Indonesia's pursuit of universal healthcare will remain difficult in 2017. First rolled out in January 2014, the authorities aimed to have fully enrolled the population into the national health insurance scheme Jaminan Kesehatan Nasional (JKN) by January 2019 while ensuring that 'high quality healthcare services' are equally accessible to the entire population. Reinforcing our long-held caution on the government's ambition for JKN], latest estimates suggest that only 66 per cent of the population were enrolled as of December 2016. This leaves the authorities two years to expand coverage to over 80mn people in the country - a challenging outcome given the experience of other emerging markets such as Vietnam and the Philippines as they move towards 100 per cent coverage.

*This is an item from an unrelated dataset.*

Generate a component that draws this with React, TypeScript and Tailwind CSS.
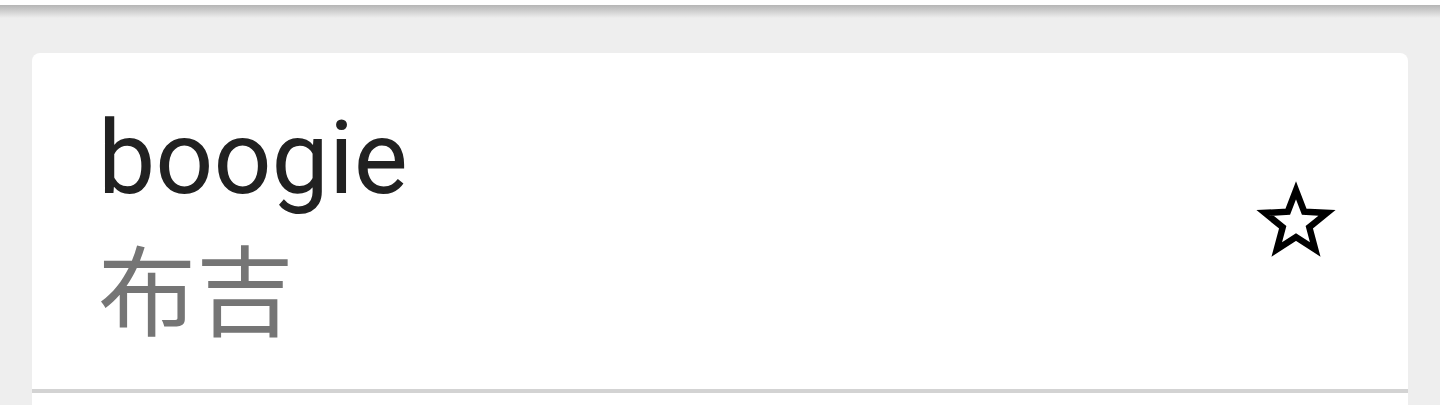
import React from "react";

export default function App() {
  return (
    <div className="w-[1440px] h-[405px] overflow-hidden bg-[#eeeeee] flex flex-col" style={{ fontFamily: "Roboto, 'Noto Sans CJK SC', sans-serif" }}>
      <div className="h-[5px] bg-white shrink-0" />
      <div className="h-[13px] shrink-0 bg-gradient-to-b from-[#b5b5b5] to-[#eeeeee]" />
      <div className="px-[32px] pt-[35px] flex-1">
        <div className="bg-white rounded-t-[8px] h-full flex flex-col">
          <div className="flex items-start pl-[66px] pr-[62px] h-[336px]">
            <div className="flex-1 flex flex-col pt-[45px]">
              <div className="text-[102px] leading-[120px] text-[#212121]">boogie</div>
              <div className="text-[98px] leading-[110px] text-[#757575] mt-[12px]" style={{ fontFamily: "'Noto Sans CJK SC', sans-serif" }}>布吉</div>
            </div>
            <svg width="100" height="100" viewBox="0 0 100 100" className="mt-[120px] shrink-0">
              <polygon
                points="50,17.4 58.2,38.7 81,39.9 63.3,54.3 69.2,76.4 50,64 30.8,76.4 36.7,54.3 19,39.9 41.8,38.7"
                fill="none"
                stroke="#000"
                strokeWidth="6.5"
                strokeLinejoin="miter"
                strokeMiterlimit={10}
              />
            </svg>
          </div>
          <div className="h-[4px] bg-[#d3d3d3]" />
        </div>
      </div>
    </div>
  );
}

Instead, we anticipate a more incremental expansion to the number of Indonesians under the JKN. This will continue to have a positive impact on the healthcare sector - dovetailing with rising household incomes, an integral driver of the overall market in value terms. The introduction of a coordination of benefit (COB) scheme, which allows more affluent Indonesian patients to supplement coverage under the JKN with private health insurance, lends further weight to the role of private health spending to drive growth. We are forecasting healthcare spending in Indonesia to rise from IDR366,323bn (USD27bn) in 2016 to IDR1.1trn (USD70bn) by 2026, with a compound annual growth rate of 11.5 per cent in local currency terms and 9.9 per cent in US dollar terms.